MATERIAL PROVIDED
================

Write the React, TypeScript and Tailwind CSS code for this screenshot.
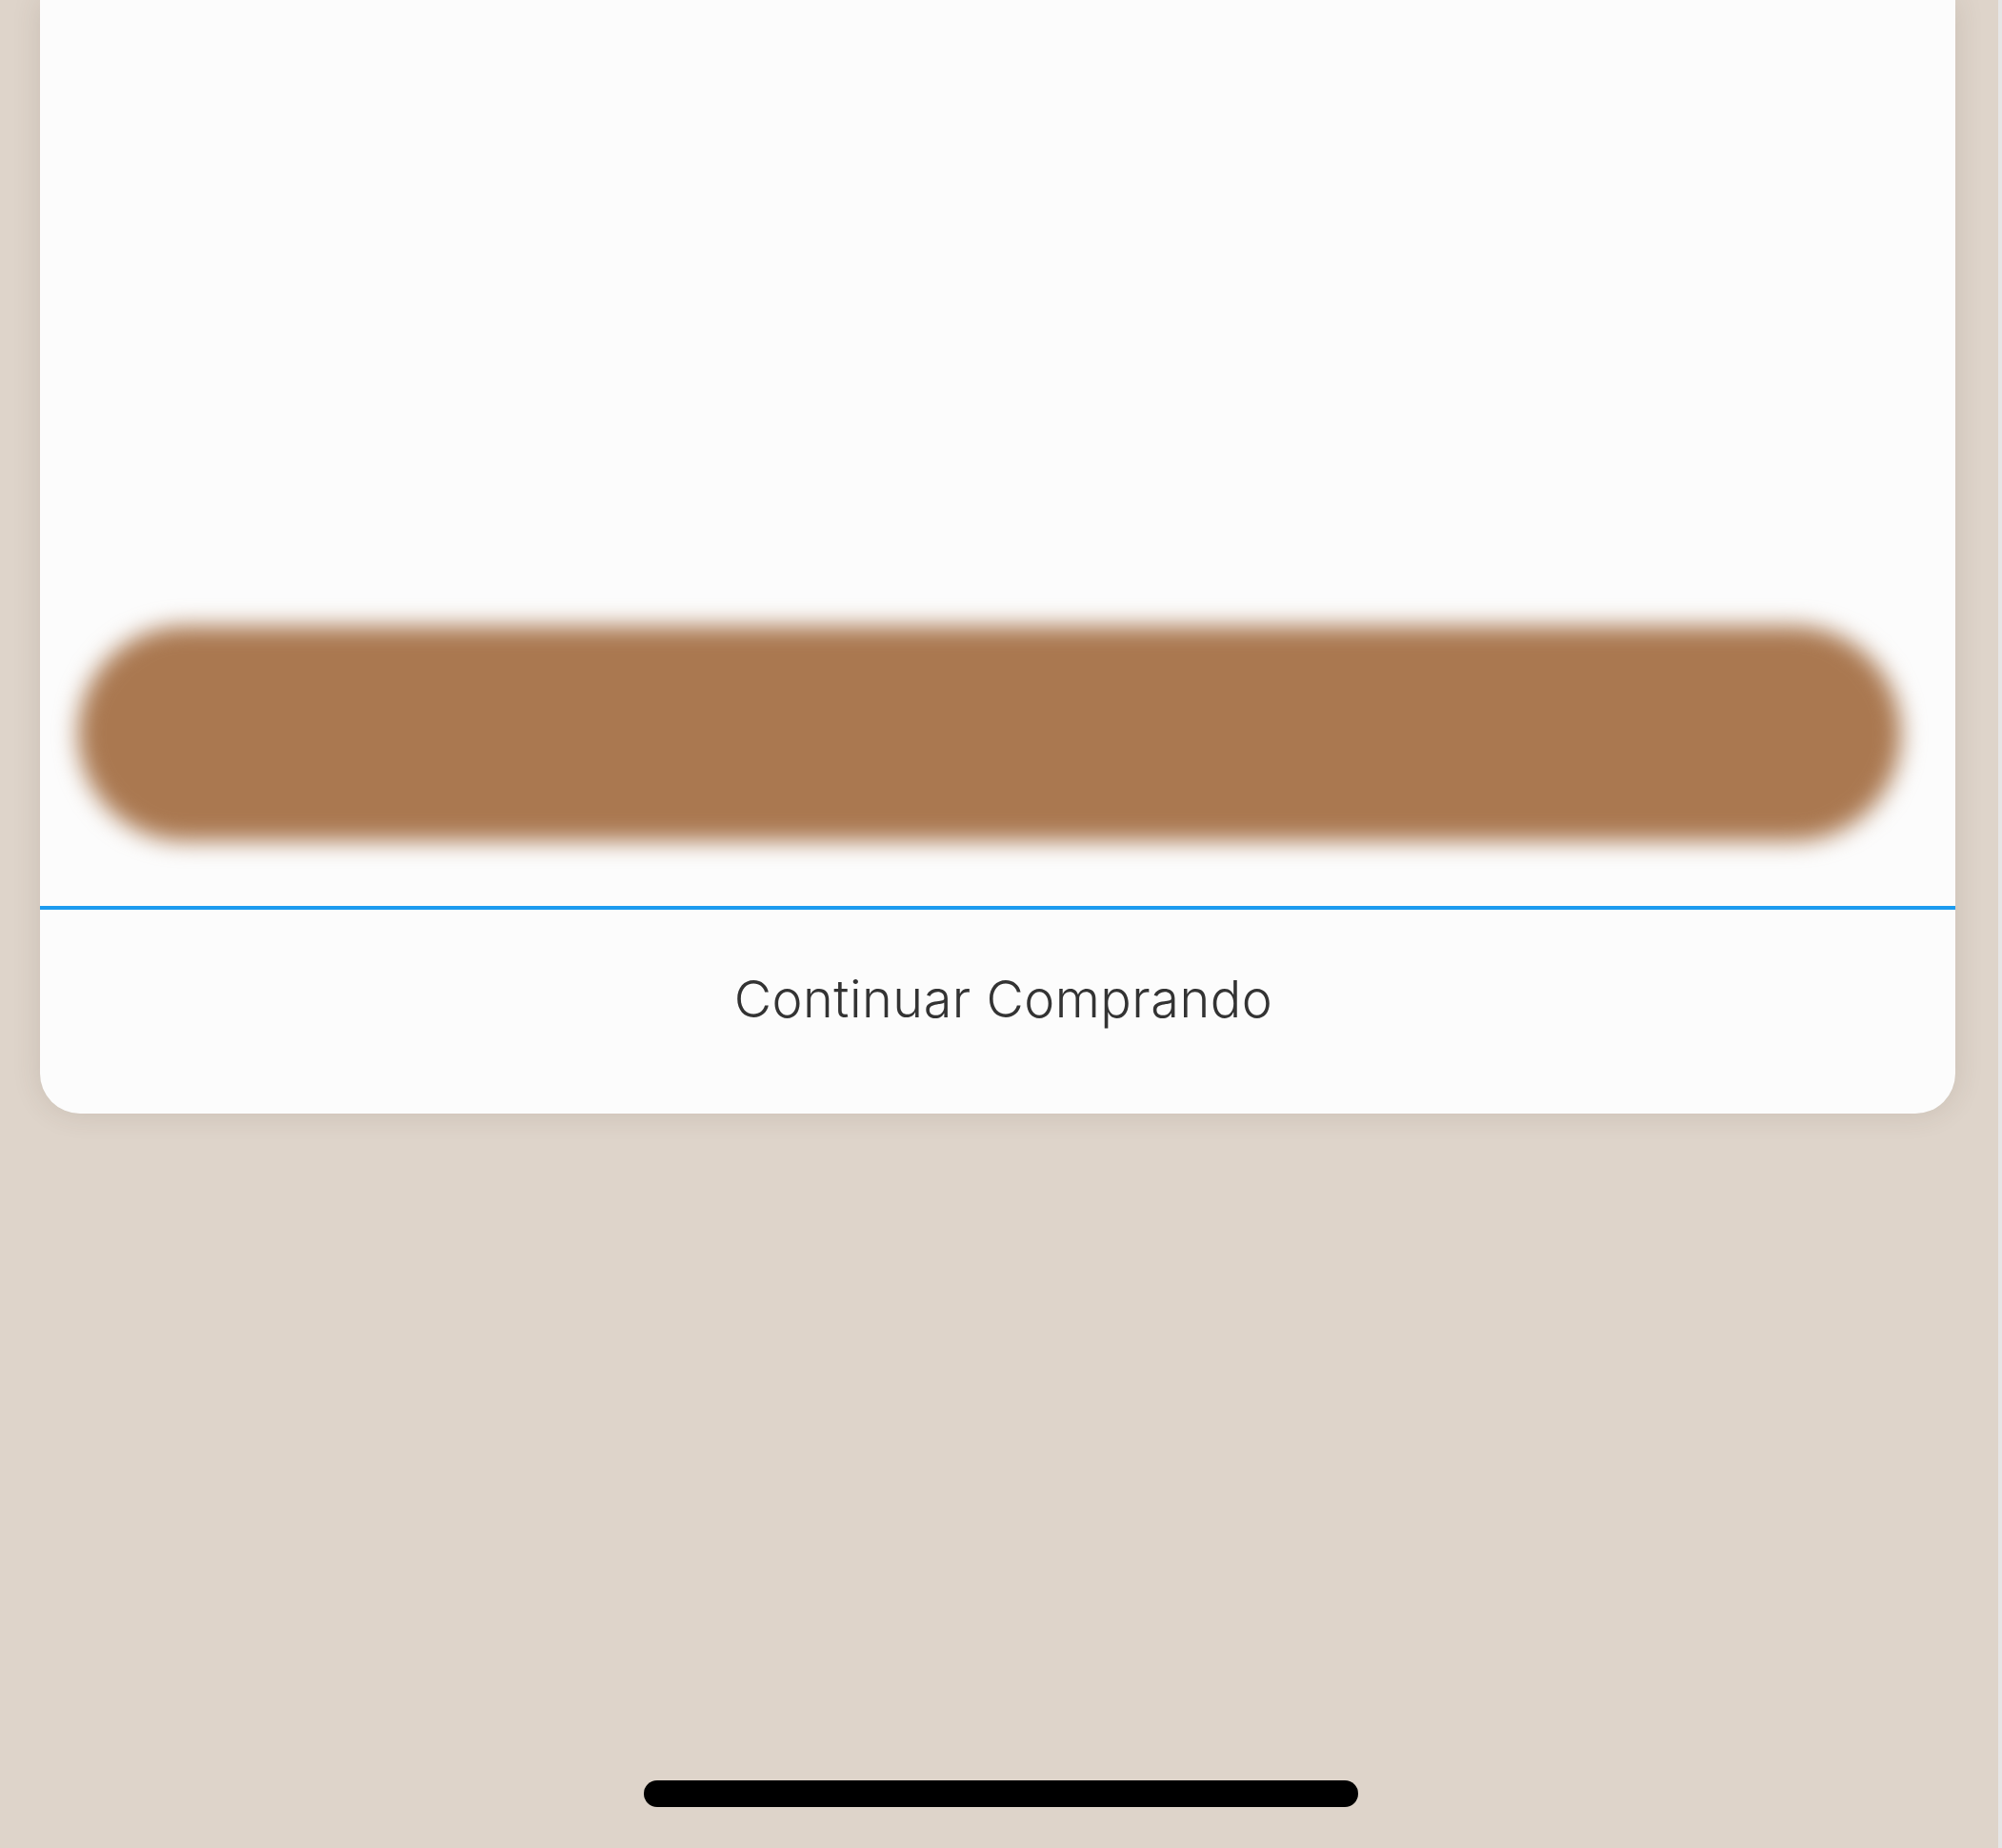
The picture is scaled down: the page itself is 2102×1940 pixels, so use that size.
import React from "react";

export default function App() {
  return (
    <div className="flex h-[1940px] w-full overflow-hidden bg-[#DED4CA]" style={{ fontFamily: "Inter, 'Liberation Sans', sans-serif" }}>
      <div className="flex flex-1 flex-col">
        <div className="ml-[42px] flex h-[1169px] w-[2011px] flex-col rounded-b-[42px] bg-[#FCFCFC] shadow-[0_0_30px_rgba(80,60,40,0.14)]">
          <div className="h-[657px]" />
          <div className="pl-[40px] pr-[57px]">
            <div className="h-[226px] rounded-full bg-[#AA7850] blur-[12px]" />
          </div>
          <div className="h-[68px]" />
          <div className="h-[4px] bg-[#1C9BEF]" />
          <div className="flex flex-1 justify-center pl-[12px] pt-[67px]">
            <span className="text-[54px] font-light leading-none tracking-[0.5px] text-[#333333]">Continuar Comprando</span>
          </div>
        </div>
        <div className="flex flex-1 items-start justify-center pl-[3px] pt-[700px]">
          <div className="h-[28px] w-[750px] rounded-full bg-black" />
        </div>
      </div>
      <div className="w-[4px] bg-[#E6E6E6]" />
    </div>
  );
}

================

THE EXERCISE
Using the data above, print every line exactly, omitting pictures.

ANSWER BELOW
Write the React, TypeScript and Tailwind CSS code for this screenshot.
The picture is scaled down: the page itself is 2102×1940 pixels, so use that size.
import React from "react";

export default function App() {
  return (
    <div className="flex h-[1940px] w-full overflow-hidden bg-[#DED4CA]" style={{ fontFamily: "Inter, 'Liberation Sans', sans-serif" }}>
      <div className="flex flex-1 flex-col">
        <div className="ml-[42px] flex h-[1169px] w-[2011px] flex-col rounded-b-[42px] bg-[#FCFCFC] shadow-[0_0_30px_rgba(80,60,40,0.14)]">
          <div className="h-[657px]" />
          <div className="pl-[40px] pr-[57px]">
            <div className="h-[226px] rounded-full bg-[#AA7850] blur-[12px]" />
          </div>
          <div className="h-[68px]" />
          <div className="h-[4px] bg-[#1C9BEF]" />
          <div className="flex flex-1 justify-center pl-[12px] pt-[67px]">
            <span className="text-[54px] font-light leading-none tracking-[0.5px] text-[#333333]">Continuar Comprando</span>
          </div>
        </div>
        <div className="flex flex-1 items-start justify-center pl-[3px] pt-[700px]">
          <div className="h-[28px] w-[750px] rounded-full bg-black" />
        </div>
      </div>
      <div className="w-[4px] bg-[#E6E6E6]" />
    </div>
  );
}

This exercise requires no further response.